Whimseys and Fairings

 In History, The Mistress

Inexpensive pottery such as this china fairing lidded dish were popular fair and carnival prizes and souvenirs in the 19th century

I’ve just started work on a new story, The Mistress; it’s a historical romance with a difference. Instead of featuring beautiful jewels and sumptuous gowns, this tale is going to focus on the folk downstairs – the servants, not the gentry.

And it’s not as easy as it seems! We have plenty of depictions of what life was like for the well-to-do, but less of the those who occupied less privileged stratas of society.

But I’ve always been of the belief that human nature doesn’t change and those who lived from week  to week aren’t much different from those of us today who are also employed.

Glass Whimseys in the shape of top hats. An inexpensive ornament within the reach of the working classes of the 19th century. These were made at the end of the working day from molten glass left over at the end of a shift.

Sure, if your annual salary is between £15 and £20 a year, you don’t have a lot of cash to spend on fripperies. But who doesn’t love a little ornament just for the sake of having something pretty?

The industrialisation of the late 18th and into the 19th century brought mass manufacturing and therefore items way out of the reach of the working class, were now suddenly affordable.

But then, as now, our eyes always gravitate to something bright and shiny. And if you’re like me, you have a special susceptibility to whimsical things when wandering around a market or a fair.

Just for fun. This object serves no other purpose but to look pretty and amuse. This is an example of a China Fairing.

Our friends downstairs felt exactly the same way and it was at these fairs and carnivals they could treat themselves to something frivolous and fun for just a few pennies, or by winning it in a game of skill.

These objects, glass whimseys and china fairings, were inexpensively made.

The glass was thin and made from glass left over at the end of a shift and were frequently made into top hats, trumpets, pipes, paperweights and even walking canes.

Pipes of all shapes and sizes, a candy-striped vase, a small gavel are other examples of glass whimseys. Another popular end-of-day glass manufacturing object were glass rolling pins which might be given as a gift to a newlywed couple.
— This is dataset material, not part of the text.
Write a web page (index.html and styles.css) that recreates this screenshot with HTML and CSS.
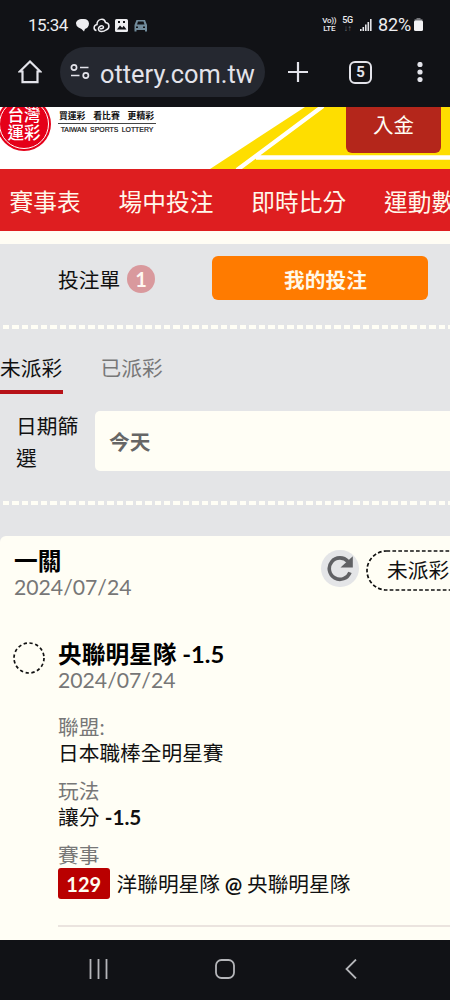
FILE: index.html
```html
<!DOCTYPE html>
<html lang="zh-Hant">
<head>
<meta charset="utf-8">
<title>台灣運彩</title>
<link rel="stylesheet" href="styles.css">
</head>
<body>
<div class="status">
  <span class="clock">15:34</span>
  <svg class="notes" width="76" height="18" viewBox="0 0 76 18">
    <path fill="#ededf0" d="M6.500 3h1.500a5 5 0 0 1 5 4.500c0 3-2 5-4 5.500L8 15.500 5.500 13 2.500 11.500A5 5 0 0 1 0 7.500C0 5 2.500 3 6.500 3Z"/>
    <path fill="none" stroke="#ededf0" stroke-width="1.500" d="M20.500 14.500c-3.500-.5-3-5.500.5-6C21 2.500 28.500 1.500 29.500 6.500c4.500.5 4.500 6.500.5 7.500-2 1.500-7 2.500-7.500-.5-.4-3.500 4.600-5 5-2.500.2 1.500-2.500 2-3.500 1.500"/>
    <rect x="39" y="3" width="13" height="13" rx="1.500" fill="#ededf0"/>
    <path fill="#111216" d="M41 13.500l3-4 2.200 2.300 1.500-2 2.800 3.700zM42 5h2v2h-2zM47 5h2v2h-2z"/>
    <path fill="#718b9b" d="M60.500 4h8.500l2 5v6.500h-2V14h-8.500v1.500h-2V9zM62 5.500 61 8.500h7.500l-1-3z"/>
    <path fill="#111216" d="M60 10.500h2v1.500h-2zM67 10.500h2v1.500h-2z"/>
  </svg>
  <span class="volte">Vo))<br>LTE</span>
  <span class="fiveg">5G<br><i>↓↑</i></span>
  <svg class="signal" width="12" height="13" viewBox="0 0 12 13" fill="#e4e4e8"><path d="M0 11h1.600v2H0zM2.500 9h1.600v4H2.500zM5 6.500h1.600V13H5zM7.500 4h1.600v9H7.500zM10 1h1.600v12H10z"/></svg>
  <span class="percent">82%</span>
  <svg class="battery" width="9" height="13" viewBox="0 0 9 13"><path fill="#77787d" d="M2.500 0h4v1.200H8.500V4h-8V1.200h2z"/><rect y="2.500" width="9" height="10.500" rx="1.500" fill="#f2f2f4"/></svg>
</div>

<div class="browser">
  <svg class="home" width="24" height="24" viewBox="0 0 24 24"><path d="M12 1.500 1.800 11.500H4.500v10.700h15V11.500h2.700z"/></svg>
  <div class="url">
    <svg width="20" height="18" viewBox="0 0 20 18"><circle cx="4" cy="4.500" r="2.600"/><circle cx="15.800" cy="12.500" r="2.600"/><path d="M10 4.500h8.500M1 12.500h8.500"/></svg>
    <span>ottery.com.tw</span>
  </div>
  <svg class="plus" width="20" height="20" viewBox="0 0 20 20"><path d="M10 0v20M0 10h20"/></svg>
  <span class="tabcount">5</span>
  <svg class="more" width="6" height="20" viewBox="0 0 6 20"><circle cx="3" cy="2.500" r="2.600"/><circle cx="3" cy="10" r="2.600"/><circle cx="3" cy="17.500" r="2.600"/></svg>
</div>

<header class="banner">
  <div class="logo"><div class="logo-ring"><span>台灣</span><span>運彩</span></div></div>
  <div class="tagline"><div class="slogan"><span>買運彩</span><span>看比賽</span><span>更精彩</span></div><div class="english">TAIWAN SPORTS LOTTERY</div></div>
  <div class="deposit-area">
    <svg class="stripes" width="240" height="62" viewBox="0 0 240 62">
      <path fill="#fede00" d="M0 62 95 0H240V62z"/>
      <path fill="none" stroke="#fff" stroke-width="4.300" d="M27 63 113-1M46 50.500H240"/>
    </svg>
    <button class="deposit">入金</button>
  </div>
</header>

<nav class="nav"><a>賽事表</a><a>場中投注</a><a>即時比分</a><a>運動數據</a></nav>

<main class="page">
  <section class="slip-tabs">
    <div class="slip">投注單<span class="badge">1</span></div>
    <button class="mybets">我的投注</button>
  </section>
  <div class="dashes"></div>
  <section class="filter">
    <div class="tabs"><a class="active">未派彩</a><a>已派彩</a></div>
    <div class="date"><label>日期篩選</label><div class="select">今天</div></div>
  </section>
  <div class="dashes"></div>
  <article class="card">
    <div class="card-head">
      <div class="title"><h2>一關</h2><time>2024/07/24</time></div>
      <span class="refresh"><svg width="28" height="28" viewBox="0 0 28 28"><path class="arc" d="M22 7.500A10.700 10.700 0 1 0 24 18.300"/><path class="tip" d="M26.800 2.200v11.300H14.500z"/></svg></span>
      <div class="state">
        <svg class="outline" width="110" height="41" viewBox="0 0 110 41"><rect x="1" y="1" width="130" height="39" rx="19.500"/></svg>
        <span>未派彩</span>
      </div>
    </div>
    <div class="bet">
      <svg class="mark" width="32" height="32" viewBox="0 0 32 32"><circle cx="16" cy="16" r="15" /></svg>
      <div class="details">
        <h3>央聯明星隊 -1.5</h3>
        <time>2024/07/24</time>
        <dl>
          <dt>聯盟:</dt><dd>日本職棒全明星賽</dd>
          <dt>玩法</dt><dd>讓分 <b>-1.5</b></dd>
          <dt>賽事</dt><dd class="match"><span class="number">129</span><span>洋聯明星隊 <b>@</b> 央聯明星隊</span></dd>
        </dl>
      </div>
    </div>
  </article>
</main>

<footer class="system">
  <svg width="20" height="20" viewBox="0 0 20 20"><path d="M1.500 0v20M9.500 0v20M17.500 0v20"/></svg>
  <svg width="20" height="20" viewBox="0 0 20 20"><rect x="1" y="1" width="18" height="18" rx="5.500"/></svg>
  <svg width="12" height="20" viewBox="0 0 12 20"><path d="M11 .5 1.500 10 11 19.500"/></svg>
</footer>
</body>
</html>
```
FILE: styles.css
```css
* { box-sizing: border-box; }
body {
  margin: 0; width: 450px; height: 1000px; overflow: hidden;
  display: flex; flex-direction: column; background: #111216;
  font-family: Lato, "Noto Sans CJK TC", sans-serif; font-size: 20.700px; color: #111;
}
body > * { flex-shrink: 0; }
h2, h3, dl, dd { margin: 0; }
button { border: 0; padding: 0; font-family: inherit; }
svg { display: block; flex-shrink: 0; }

.status { height: 47px; padding: 2px 27px 0 28px; display: flex; align-items: center; color: #ededf0; font-family: Roboto, sans-serif; }
.clock { font-size: 17px; width: 48px; letter-spacing: -.5px; }
.notes { margin-right: auto; }
.volte, .fiveg { font-size: 8px; line-height: 8px; font-weight: 500; text-align: center; letter-spacing: -.3px; }
.volte { margin-right: 6px; }
.fiveg { margin-right: 7px; font-size: 9px; }
.fiveg i { font-style: normal; color: #77787d; font-size: 8px; }
.signal { margin-right: 6px; }
.percent { font-size: 18px; margin-right: 3px; letter-spacing: -.1px; }

.browser { height: 60px; padding-left: 18px; display: flex; align-items: center; padding-bottom: 10px; }
.browser svg { fill: none; stroke: #e3e3ea; stroke-width: 2.200; }
.url { margin-left: 18px; width: 205px; height: 50px; border-radius: 25px; background: #252830; display: flex; align-items: center; padding: 4px 0 0 10px; color: #e3e3ea; font: 25.400px Roboto, sans-serif; white-space: nowrap; }
.browser .url svg { stroke-width: 1.700; margin-right: 10px; margin-top: -4px; }
.plus { margin-left: 23px; }
.tabcount { margin-left: 41px; width: 23px; height: 23px; border: 2.300px solid #e3e3ea; border-radius: 6px; color: #e3e3ea; font: bold 15px/19px Roboto, sans-serif; text-align: center; }
.browser .more { margin-left: 45px; fill: #e3e3ea; stroke: none; }

.banner { height: 62px; background: #fff; display: flex; overflow: hidden; }
.logo { width: 54px; height: 54px; margin: -10px 0 0 -3px; border-radius: 50%; background: #e50019; padding: 2px; flex-shrink: 0; }
.logo-ring { height: 50px; border: 1px solid #fff; border-radius: 50%; color: #fff; font-size: 16.500px; font-weight: 500; line-height: 18px; display: flex; flex-direction: column; align-items: center; justify-content: center; }
.tagline { width: 98px; margin: 2px 0 0 7px; flex-shrink: 0; color: #111; white-space: nowrap; }
.slogan { display: flex; justify-content: space-between; border-bottom: 1px solid #444; font-size: 8.800px; font-weight: bold; line-height: 13px; height: 15px; padding: 0 2px 0 1px; }
.english { font: 6.900px/12px "Liberation Sans", sans-serif; text-align: center; word-spacing: 1.500px; -webkit-text-stroke: .2px #111; }
.deposit-area { margin-left: 54px; width: 240px; flex-shrink: 0; display: grid; }
.stripes, .deposit { grid-area: 1 / 1; }
.deposit { margin-left: 136px; width: 95px; height: 46px; border-radius: 0 0 6px 6px; background: #b4261b; color: #fffdf4; font-size: 20.500px; line-height: 35px; padding-bottom: 9px; }

.nav { height: 62px; background: #de1e20; display: flex; gap: 38px; padding-left: 9.500px; color: #fff8eb; font-size: 23.700px; line-height: 67px; white-space: nowrap; overflow: hidden; }

.page { height: 709px; border-top: 13px solid #fffdf4; background: #e4e5e7; overflow: hidden; }
.slip-tabs { height: 81px; padding: 12px 22px 0 58px; display: flex; justify-content: space-between; }
.slip { display: flex; height: 46px; align-items: center; gap: 7px; }
.badge { width: 28px; height: 28px; border-radius: 50%; background: #d9999d; color: #fff8f2; line-height: 28px; text-align: center; font-size: 20px; font-weight: bold; }
.mybets { width: 216px; height: 44px; border-radius: 6px; background: #ff7b00; color: #fff8e8; font-size: 20.700px; font-weight: bold; padding: 2px 0 0 11px; }
.dashes { height: 4px; background: repeating-linear-gradient(90deg, #fffef5 0 6.500px, transparent 6.500px 9.470px); margin-left: 2.700px; }
.filter { height: 172px; padding-top: 20px; }
.tabs { display: flex; gap: 38px; line-height: 38px; height: 45px; color: #777; }
.tabs .active { width: 62.500px; height: 45px; border-bottom: 4.500px solid #b71218; color: #111; }
.date { display: flex; padding: 17px 0 0 16px; }
.date label { width: 79px; line-height: 31.500px; padding-right: 10px; flex-shrink: 0; }
.select { width: 370px; height: 60px; border-radius: 5px; background: #fffef5; line-height: 62px; padding-left: 14px; color: #666; font-weight: bold; flex-shrink: 0; }

.card { margin-top: 31px; height: 410px; border-radius: 6px 0 0 0; background: #fffef5; padding: 11px 0 0 14px; }
.card-head { display: flex; height: 93px; }
.title { width: 307px; flex-shrink: 0; }
h2, h3 { font-size: 23.700px; line-height: 28px; font-weight: bold; color: #000; }
time { display: block; font-size: 21.200px; line-height: 24px; color: #777; }
.refresh { width: 37.500px; height: 37.500px; margin-top: 2.500px; border-radius: 50%; background: #e4e5e7; display: grid; place-items: center; flex-shrink: 0; }
.arc { fill: none; stroke: #606164; stroke-width: 3.600; }
.tip { fill: #606164; }
.state { margin: 2.500px 0 0 7.500px; width: 110px; height: 41px; line-height: 41px; display: grid; flex-shrink: 0; white-space: nowrap; }
.state > * { grid-area: 1 / 1; }
.state span { padding-left: 21px; }
.outline rect { fill: none; stroke: #111; stroke-width: 1.700; stroke-dasharray: 3.700 2.200; }
.bet { display: flex; gap: 13px; margin-left: -1px; }
.mark { margin-top: 2px; }
.mark circle { fill: none; stroke: #111; stroke-width: 1.700; stroke-dasharray: 3.300 2.590; }
.details { width: 410px; height: 287px; border-bottom: 2px solid #ebe4df; flex-shrink: 0; }
dl { padding-top: 22px; }
dt { color: #777; line-height: 26px; height: 26px; }
dd { line-height: 26px; height: 26px; margin-bottom: 12px; }
.match { display: flex; align-items: center; gap: 7px; height: 31px; white-space: nowrap; }
.match b { margin: 0 -.5px; }
.number { background: #b90000; color: #fffdf0; width: 51.500px; height: 31px; line-height: 33px; border-radius: 3px; font-size: 20px; font-weight: bold; text-align: center; }

.system { height: 60px; display: flex; align-items: flex-start; padding: 19px 0 0 89px; }
.system svg { fill: none; stroke: #b5b6ba; stroke-width: 1.800; margin-right: 106px; }
.system svg:nth-child(2) { margin-right: 110px; }
```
China fairings were cold painted and sometimes crudely rendered. They took the form of something as practical as a pin box, or as emphemeral as a statue, often with a humorous or risque scene.

Hubby gets spanked after coming home (probably drunk) at one o’clock. Is that a smile on the missus’ face?

Among the best known for these types of wares was Staffordshire potteries.

And because these objects were inexpensive, they were subject to breakages and suffering the whims of fashion and as a result few of them exist today and as a result fetch a price at market and auction that would have had our working class friends of the 19th century shaking their heads.

Even these pieces of inexpensive, broken bits of glass have value even in this condition because they give us an insight into a world forgotten and sometimes under-valued.